Friction
The friction shift changing what is easy and what is hard.

I feel like friction has become something of a buzzword because I notice it in an awful lot of articles. The idea is that so many things are easy (granted, so many things are not) that this lack of friction is the cause of things like AI slop and just too much of everything everywhere all at once. And then how do we sort all that. And it reminded me of the early days of Etsy, where I had a shop for a long time. And why I stopped.
For a while, I sold block prints on Etsy and it was a fun side thing. I would maybe sell 3 prints a month. It was never a money maker. And as Etsy got bigger, I sold less and less until I didn't sell anything. There were just so many people on the platform now that I wasn't showing up in the search results anymore. So, Etsy did what a lot of social platforms do these days which is boost your search results in exchange for participating in a certain way – joining an Etsy community, leaving reviews, that sort of thing. Basically, making me work more, whereas I just wanted to sell a couple prints every month. You may have experienced this on LinkedIn or Meta where it promises to boost your visibility if you just write them some free articles, or comment on a post, or spend two hours shooting a video, or using the phrase "circle back" three times. It's pay to play, but with time. And it was extra time I didn't want to spend on Etsy.
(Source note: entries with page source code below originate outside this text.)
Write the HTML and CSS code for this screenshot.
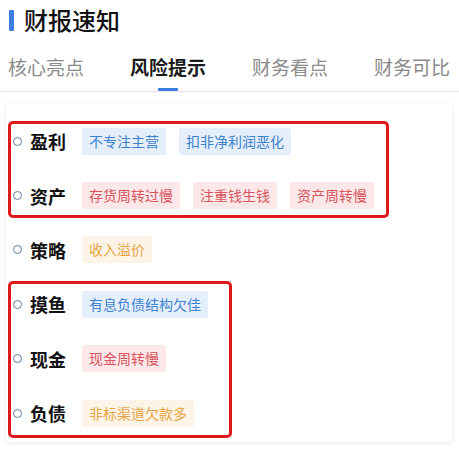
FILE: index.html
```html
<!DOCTYPE html>
<html lang="zh">
<head>
<meta charset="utf-8">
<link rel="stylesheet" href="styles.css">
</head>
<body>
<div class="page">
  <div class="header">
    <span class="header-bar"></span>
    <h1 class="title">财报速知</h1>
  </div>
  <div class="tabs">
    <div class="tab">核心亮点</div>
    <div class="tab tab-active">风险提示</div>
    <div class="tab">财务看点</div>
    <div class="tab">财务可比</div>
  </div>
  <div class="card">
    <div class="group group-a">
      <div class="row">
        <span class="dot"></span><span class="label">盈利</span>
        <div class="tags"><span class="tag tag-blue">不专注主营</span><span class="tag tag-blue">扣非净利润恶化</span></div>
      </div>
      <div class="row">
        <span class="dot"></span><span class="label">资产</span>
        <div class="tags"><span class="tag tag-red">存货周转过慢</span><span class="tag tag-red">注重钱生钱</span><span class="tag tag-red">资产周转慢</span></div>
      </div>
    </div>
    <div class="row">
      <span class="dot"></span><span class="label">策略</span>
      <div class="tags"><span class="tag tag-orange">收入溢价</span></div>
    </div>
    <div class="group group-b">
      <div class="row">
        <span class="dot"></span><span class="label">摸鱼</span>
        <div class="tags"><span class="tag tag-blue">有息负债结构欠佳</span></div>
      </div>
      <div class="row">
        <span class="dot"></span><span class="label">现金</span>
        <div class="tags"><span class="tag tag-red">现金周转慢</span></div>
      </div>
      <div class="row">
        <span class="dot"></span><span class="label">负债</span>
        <div class="tags"><span class="tag tag-orange">非标渠道欠款多</span></div>
      </div>
    </div>
  </div>
</div>
</body>
</html>
```

FILE: styles.css
```css
* { box-sizing: border-box; }
html, body { margin: 0; padding: 0; background: #ffffff; }
body {
  font-family: "Noto Sans CJK SC", "Noto Sans", sans-serif;
  color: #111;
  width: 459px;
  height: 453px;
  overflow: hidden;
}
.page { display: flex; flex-direction: column; }
.header {
  display: flex;
  align-items: center;
  gap: 10px;
  height: 40px;
  padding-left: 9px;
}
.header-bar {
  width: 5px;
  height: 21px;
  background: #3b7de0;
  border-radius: 1px;
}
.title {
  margin: 0;
  font-size: 24px;
  font-weight: 500;
  line-height: 40px;
  color: #111;
}
.tabs {
  display: flex;
  gap: 46px;
  padding-left: 8px;
  height: 52px;
  border-bottom: 1px solid #e6e6e6;
  white-space: nowrap;
}
.tab {
  position: relative;
  flex: none;
  width: 76px;
  font-size: 19px;
  color: #8a8a8a;
  padding-top: 3px;
  line-height: 48px;
}
.tab-active { color: #1a1a1a; font-weight: 700; }
.tab-active::after {
  content: "";
  position: absolute;
  left: 28px;
  bottom: 0;
  width: 20px;
  height: 3px;
  background: #3b7de0;
  border-radius: 1px;
}
.card {
  margin: 12px 7px 0 6px;
  padding: 10px 0 2px;
  background: #fff;
  box-shadow: 0 1px 4px rgba(0,0,0,0.10);
  border-radius: 2px;
}
.group { position: relative; }
.group::after {
  content: "";
  position: absolute;
  left: 2px;
  border: 3px solid #e0181b;
  border-radius: 5px;
  pointer-events: none;
}
.group-a::after { top: 7px; bottom: 5px; width: 375px; }
.group-b::after { top: 4px; bottom: 2px; width: 218px; }
.row {
  display: flex;
  align-items: center;
  height: 54.4px;
  padding-left: 7px;
}
.dot {
  flex: none;
  width: 9px;
  height: 9px;
  border: 1.5px solid #5a7ea8;
  border-radius: 50%;
}
.label {
  flex: none;
  width: 52px;
  margin-left: 8px;
  font-size: 18px;
  font-weight: 700;
  color: #111;
}
.tags { display: flex; gap: 13px; }
.tag {
  height: 27px;
  line-height: 27px;
  padding: 0 7px;
  font-size: 14px;
  border-radius: 2px;
  white-space: nowrap;
}
.tag-blue { background: #e5effb; color: #3d82cf; }
.tag-red { background: #fce8e9; color: #d8535b; }
.tag-orange { background: #fdf4e7; color: #e6a444; }
```
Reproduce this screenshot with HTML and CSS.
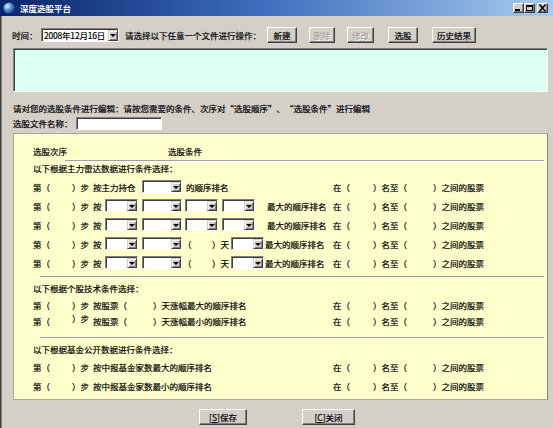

When Etsy grew, it ended up with so much supply because there was a lack of friction to join – they made it easy to set up a shop and take payments at a time where setting up a website and connecting payments was more difficult. So they then needed to create some friction in order to figure out how to sort search results. The friction, in this case, is you working harder.
So when it comes to AI slop, there is no friction to contain it. It's just out there, replicating. There is no friction in the form of filters or curators or barriers to entry to at least sort the good from the bad. Or the interesting from the uninteresting. Supply has outstripped demand. Everyone is a "creator" because there is not much barrier to entry. This can be a good thing. But it means that either you or the algorithm has to sort through it all. And what are the criteria for sorting?
This is a tricky space for artists. On the one hand, low friction/low barriers to entry are great and mean they can get their art in front of a large number of people. Gasp, maybe even sell something. Friction used to come in the form of galleries and art specialists who would decide who was in or out. That wasn't a great system. But in a frictionless environment, it's easy to get subsumed into the endless supply of visuals and entertainment. What used to be the free distribution channels of social media, aren't that free anymore. Unless you luck out, they all require the friction of your time (not necessarily your talent) in order to get your work seen. Of course you can pay with money as well – another friction. So the friction hasn't gone away – it's just shifted to a different place.
But this is not the only way to think of friction. There is another sense where things like research are so easy now that we can generate an answer without learning much. That the friction of having to look something up, or read a bit about a subject, are good frictions that benefit us. What Andy Reischling refers to as "the end result of seeing one’s work reflected back to oneself, of a learned mastery that takes time, that is not optimized nor predictable, and ends in a productive friction that provides a feeling of a non-omnipotent form of agency."
But then there is way too much friction built into systems like healthcare. This friction shift is changing what is easy and what is hard. Ultimately, friction is a filter. What are you filtering in or out? What should we make easier? What should we make harder?